Do you realise how offensive your posts are to working parents?

Personally I think it's important for all children to see that we cannot have everything we want all the time, sometimes work has to come first.

I can't imagine raising my children to think that anything can't be celebrated on a different day when circumstances require. You run the risk of instilling unnecessary anxiety in your child if it's not always possible to do things exactly when and how an arbitrary day dictates.

needadvice54321 · 28/02/2021 09:53

Please be careful OP, my DS is on the verge of adulthood and his relationship is rubbish with his Dad - who never prioritised him over his wife and their children, used to push him away because it didn't suit them (his wife generally) to have DS.

I wouldn't have expected him to always come first, but he was an obvious inconvenience all round, He was a tricky to manage young boy, I admit that, but he was desperate to feel wanted and was regularly reminded that he wasn't - esp as he got older (he was able to work it out for himself)

His Dad and wife separated when DS was about 13 and things got a bit better, but the damage was already done. His Dad also made more of an effort with the children he'd had with his wife - he was closer to them as he'd brought them up, so understandable that they were close, but again another thing that made DS realise he wasn't ever going to be a priority in his Dads life.

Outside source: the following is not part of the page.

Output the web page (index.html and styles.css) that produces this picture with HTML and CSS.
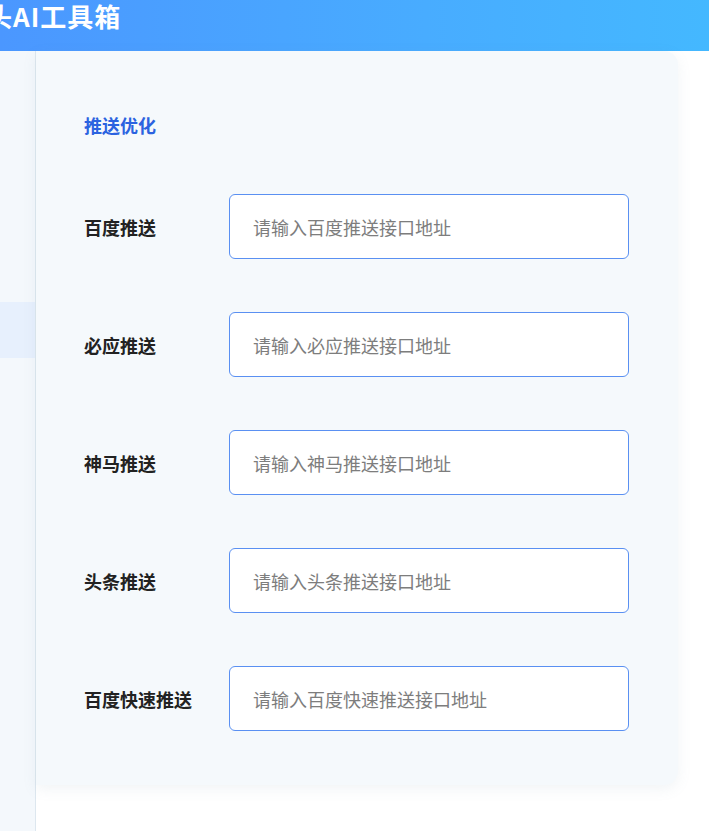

Subsequently as he's gone through his teens, and had more say over when he sees his Dad etc, he's really not that bothered. It's sad to see but his Dad has made his bed and needs to lie in it.

I blame his Dad for the vast majority, but I also feel anger towards his ex wife who knew DS existed before they got together (we were friends!!). I know on MN there's a common belief that children from a previous relationship have to understand they take a back seat when their NRP remarries but I find that so tough to listen to after DS's experience. He was a child. He didn't ask for his Dad to walk away. If we'd stayed together then DS would, I'd hope, have been a priority to his Dad. However because we didnt, he isn't?! I just don't get it.

I met someone when DS was a toddler. I told him straight away about DS and he had to understand that he was my number 1. I'd always try and make time for our relationship - we had EOW without DS- but if DS needed me then he would as much as possible come first, just like he would if I was still with his Dad.
We got married 2 years later and 13 years on are very happy. Maybe I was wrong to be so firm as telling him right at the beginning about DS, but I wanted to be honest with him. DS needed me, he certainly couldn't have two parents who went on to have another adult who was more important than him.

dontdisturbmenow · 28/02/2021 10:01

I couldn't imagine not wanting to be with my children on Mother's Day
But that's you and different doesn't make it wrong.

They'll celebrate in the evening, it's not like she won't see her at all or even call.

You seem more judgemental because it indispose you then because you really think that working on a mother's day is a terrible thing to do.

Battenburg1978 · 28/02/2021 10:42

‘I couldn't imagine not wanting to be with my children on Mother's Day’

All the more reason to make your DSD feel included in any Mother’s Day celebration in your house OP. You have the opportunity to create more bonds with your DSD rather than creating more division, whatever you and your DP’s thoughts on her Mum’s parenting. It might seem harder work at first but your whole family and especially your baby will benefit in the future from having a more positive blended family.